The Greens of Life...

Tee up

Have you read Heart of a Goof by PG Wodehouse?

It's a set of nine stories all based on the life and times and the travails of golfers. In true Wodehouse fashion he weaves parallels between life and golf with golf winning over in terms of importance. It's been a while since I last read it but I remember closing the book with the widest smile possible and the intense desire to go and play immediately to get immersed in the parallel universe of putts, drives, greens, bunkers and roughs.

Unfortunately it was around 3 in the morning so I couldn’t really action this desire.

Also, not having ever properly played before was also a rather minor hindrance.

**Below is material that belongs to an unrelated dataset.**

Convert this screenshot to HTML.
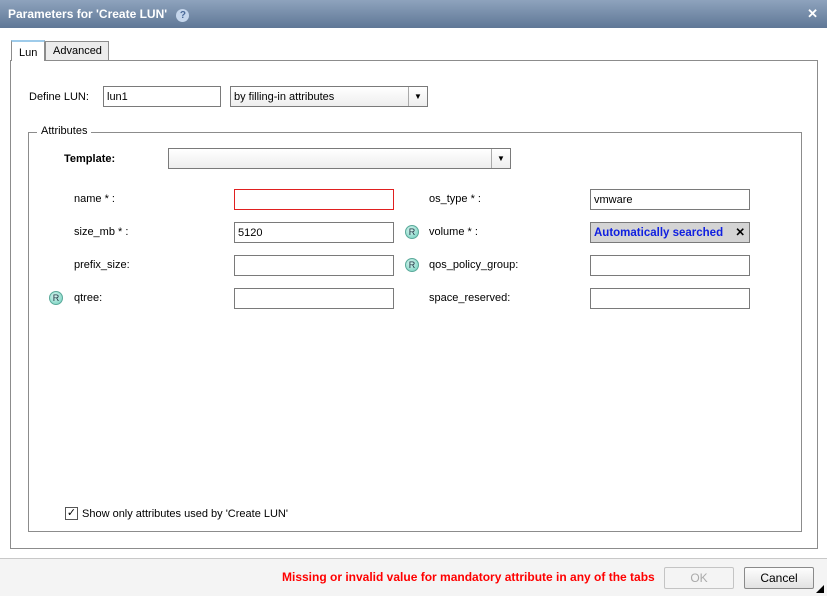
<!DOCTYPE html>
<html><head><style>
*{box-sizing:border-box;margin:0;padding:0}
body{width:827px;height:596px;overflow:hidden;background:#fff;font-family:"Liberation Sans",Tahoma,sans-serif;font-size:11px;color:#000;position:relative}
.abs{position:absolute}
.title{left:0;top:0;width:827px;height:28px;background:linear-gradient(#8ea3bd,#5f7796);color:#fff;font-weight:bold;font-size:12px;padding:7px 0 0 8px}
.inp{position:absolute;height:21px;border:1px solid #7a7a7a;background:#fff;padding:0 3px;line-height:19px;padding-top:1px;font-size:11px}
.lbl{position:absolute;font-size:11px}
.r{position:absolute;width:14px;height:14px;border-radius:50%;background:radial-gradient(circle at 40% 35%,#d6f5ee,#6fcfbd);border:1px solid #5aa99a;font-size:9px;text-align:center;line-height:12px;color:#234}
.btn{position:absolute;height:22px;border:1px solid #8a8a8a;border-radius:2px;background:linear-gradient(#fdfdfd,#e2e2e2);text-align:center;line-height:20px;font-size:12px}
</style></head><body>
<div class="abs title">Parameters for 'Create LUN' <span style="display:inline-block;width:13px;height:13px;border-radius:50%;background:#c5d6ec;color:#4a6a99;font-size:10px;text-align:center;line-height:13px;margin-left:6px">?</span><span style="position:absolute;right:9px;top:6px;font-size:13px">✕</span></div>
<div class="abs" style="left:10px;top:60px;width:808px;height:489px;border:1px solid #8c8c8c"></div>
<div class="abs" style="left:11px;top:40px;width:34px;height:21px;border:1px solid #8c8c8c;border-bottom:none;border-top:2px solid #9ecbea;background:#fff;padding:5px 0 0 7px">Lun</div>
<div class="abs" style="left:45px;top:41px;width:64px;height:19px;border:1px solid #8c8c8c;border-bottom:none;background:#ececec;padding:3px 0 0 7px">Advanced</div>
<div class="lbl" style="left:29px;top:91px">Define LUN:</div>
<div class="inp" style="left:103px;top:86px;width:118px">lun1</div>
<div class="inp" style="left:230px;top:86px;width:198px;background:linear-gradient(#fff,#eee)">by filling-in attributes</div>
<div class="abs" style="left:408px;top:87px;width:19px;height:19px;border-left:1px solid #aaa;font-size:8px;text-align:center;line-height:19px">▼</div>
<div class="abs" style="left:28px;top:132px;width:774px;height:400px;border:1px solid #8c8c8c"></div>
<div class="lbl" style="left:37px;top:125px;background:#fff;padding:0 4px">Attributes</div>
<div class="lbl" style="left:64px;top:153px;font-weight:bold">Template:</div>
<div class="inp" style="left:168px;top:148px;width:343px;background:linear-gradient(#fff,#eee)"></div>
<div class="abs" style="left:491px;top:149px;width:19px;height:19px;border-left:1px solid #aaa;font-size:8px;text-align:center;line-height:19px">▼</div>
<div class="lbl" style="left:74px;top:193px">name * :</div>
<div class="inp" style="left:234px;top:189px;width:160px;border-color:#e02020"></div>
<div class="lbl" style="left:74px;top:226px">size_mb * :</div>
<div class="inp" style="left:234px;top:222px;width:160px">5120</div>
<div class="lbl" style="left:74px;top:259px">prefix_size:</div>
<div class="inp" style="left:234px;top:255px;width:160px"></div>
<div class="r" style="left:49px;top:291px">R</div>
<div class="lbl" style="left:74px;top:292px">qtree:</div>
<div class="inp" style="left:234px;top:288px;width:160px"></div>
<div class="lbl" style="left:429px;top:193px">os_type * :</div>
<div class="inp" style="left:590px;top:189px;width:160px">vmware</div>
<div class="r" style="left:405px;top:225px">R</div>
<div class="lbl" style="left:429px;top:226px">volume * :</div>
<div class="inp" style="left:590px;top:222px;width:160px;background:#d4d4d4;color:#1020e0;font-weight:bold;font-size:11.5px">Automatically searched<span style="position:absolute;right:4px;color:#000">✕</span></div>
<div class="r" style="left:405px;top:258px">R</div>
<div class="lbl" style="left:429px;top:259px">qos_policy_group:</div>
<div class="inp" style="left:590px;top:255px;width:160px"></div>
<div class="lbl" style="left:429px;top:292px">space_reserved:</div>
<div class="inp" style="left:590px;top:288px;width:160px"></div>
<div class="abs" style="left:65px;top:507px;width:13px;height:13px;border:1px solid #555;background:#fff;font-size:11px;line-height:11px;text-align:center">✓</div>
<div class="lbl" style="left:82px;top:508px">Show only attributes used by 'Create LUN'</div>
<div class="abs" style="left:0;top:558px;width:827px;height:38px;background:#f4f4f4;border-top:1px solid #c8c8c8"></div>
<div class="lbl" style="left:282px;top:570px;color:#f00;font-weight:bold;font-size:12px">Missing or invalid value for mandatory attribute in any of the tabs</div>
<div class="btn" style="left:664px;top:567px;width:70px;color:#aaa;border-color:#c4c4c4;background:#f4f4f4">OK</div>
<div class="btn" style="left:744px;top:567px;width:70px">Cancel</div>
<div class="abs" style="left:816px;top:585px;width:0;height:0;border-left:8px solid transparent;border-bottom:8px solid #000"></div>
</body></html>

I recently read another novel set around golf. It’s called ‘The Amateurs’ by John Niven. The tone of the book can be ascertained by the quote that the novel starts with:

He rallied, my tears being in unsurpassably bad taste,
and said, 'Look here, it's only a game.'
Trying to speak softly so the children wouldn't hear,
I said, 'Fuck you!'


It’s story of a man’s struggles in life to improve his handicap. Oh, and there’s also the small matter of his cheating wife and her lover conspiring to murder the lover’s wife by hiring the man’s brother!

Another amazing alternate universe created around the golf course. Such books are so good. In fact they remind me of my initial obsession with tennis. I would sleep at some 2 in the morning and then get up at 5 to go early and get the court. I'd spend hours looking at coaching videos on the internet in faint hopes of improving my game. Videos like this: How to serve

That obsession has toned down to the extent of being gone now, but I guess it never does go for golfers. And that makes it very interesting - the nature of the sport is one that just as you're losing hope and planning to break all your clubs, you connect one drive just the way the golfing Gods willed it to be connected. As the ball soars high and long, your heart is pulled in two directions - exhilaration and "Damn, now I'll have to come play again"

Ask me, I know. We used to go to the driving range almost every weekend when RB was in Bangalore. I guess we were able to get off golf because we never managed to go beyond the driving range to the main golf course.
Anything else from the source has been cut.